In July, four generations of Warnkes gathered at Camp Okoboji near Milford, Iowa, for “family week,” a tradition started some 30 years ago. But they aren’t the only multi-generational campers who congregate at this beloved Lutheran outdoor ministry.

Many other clans – often babies through seniors – have met at the camp “for 30, 40, even 50 years,” says Kirk Warnke, camp executive director and one of Harriett’s four sons. “Families come over and over and over.”

It’s with campers of all ages and abilities in mind that Camp Okoboji, with the help of Lutheran Church Extension Fund’s (LCEF) Laborers For Christ, rebuilt “Samuel,” the first of its updated, 100 percent disability accessible, biblically named family ministry cabins.

25,000 campers a year

In 1940, Lutheran pastors and laypeople purchased the camp to serve members of every LCMS Iowa District West congregation.

Nearly 80 years later, campers come from throughout the United States.
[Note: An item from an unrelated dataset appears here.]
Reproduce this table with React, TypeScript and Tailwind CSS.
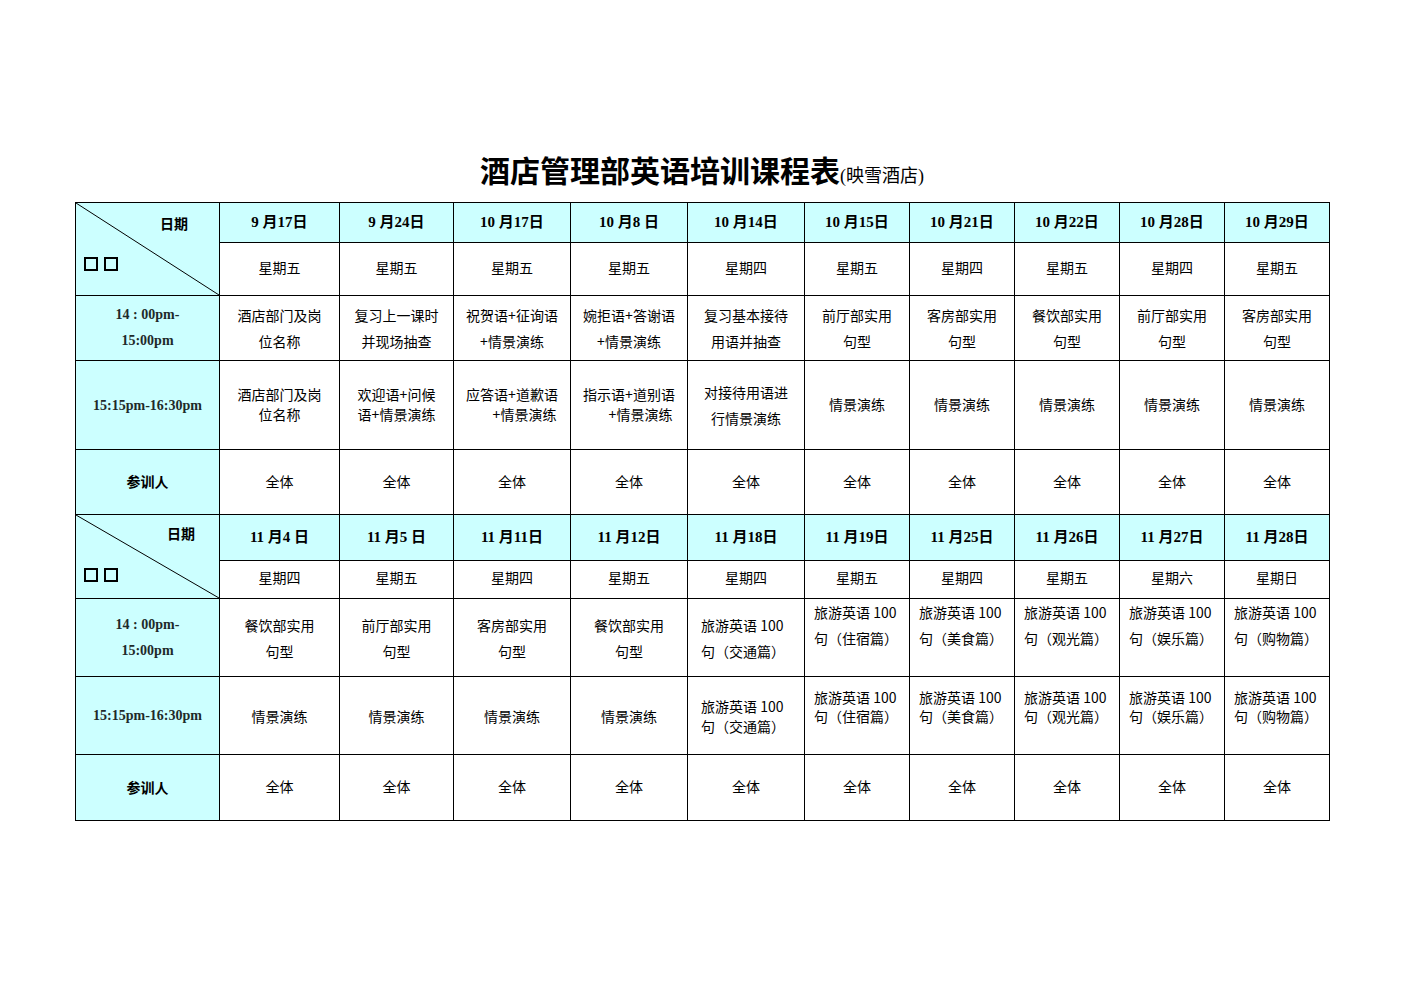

Many first attended Camp Okoboji as children. Now they return with their own families in tow.

“Any given year, we have approximately 25,000 campers come over our bridge,” said Warnke, a nostalgic reference to the camp entrance, once a bridge that campers rumbled across.

What draws them to a Lutheran camp in Iowa? Love for this outdoor ministry, Warnke says.

Camp guests appreciate that Camp Okoboji provides a sanctuary to connect with God and His creation in a safe, friendly environment – a mission that camp leaders and ministry partners are working to strengthen with a continuity plan that began with rebuilding Samuel.

Laborers For Christ: heart in the ministry

When LCEF Laborers For Christ project manager Lee Smith arrived at the camp in March, he asked the financial benefactor behind the cabin update why the camp was special.

“He told us about coming here every year for a long time. He talked about the family atmosphere, the camaraderie, the huge lake – 6,000 acres of lake with lots of inlets,” said Smith, who, with his wife, Deborah, traveled from Smithville, Tenn., to serve.

The Laborers For Christ crew included John Strassen, Washington, Mo., and Dave Bockelmann, Dow City, Iowa.

Rostered laborer Tom Wuggazer also served on the project as a volunteer. “A rock of support for the camp,” Warnke said of Wuggazer, longtime camp volunteer who helped Laborers For Christ build doorways to accommodate wheelchairs and install fixtures and other features according to accessibility standards.

Just as many guests are regulars at the camp, so is Laborers For Christ. Completing the interior of the three-bedroom, 1,200 sq. ft. cabin marked the building ministry’s fifth project there.

“Laborers do quality work; it’s a partnership we truly enjoy,” Warnke said. “We know their heart is in the ministry and that, ultimately, is our major focus – spreading the Gospel and sharing the saving love of Jesus.”

Refreshing body and spirit

The benefactor couple for the Samuel update – who asked to remain anonymous – are Camp Okoboji veterans of more than 50 years. Their children, who began attending camp as youngsters, are “on board” with their parents making possible the rebuild of the first of a planned 37 cabins to be completed over time.

Warnke expects more supporters will help ensure that the camp continues to bless all generations – older campers as well as college-age young people who make up the camp’s summer staff and, often, are considering a future in church work.

Some of these young Christians tell of the potential for “scorn and ridicule” when speaking of Christ in public. “We want to offer them a secure place where they can grow in sharing their faith,” Warnke said.

Moving forward into the next 80 years, he said, Camp Okoboji will strive to offer opportunities “to refresh both body and spirit” for all.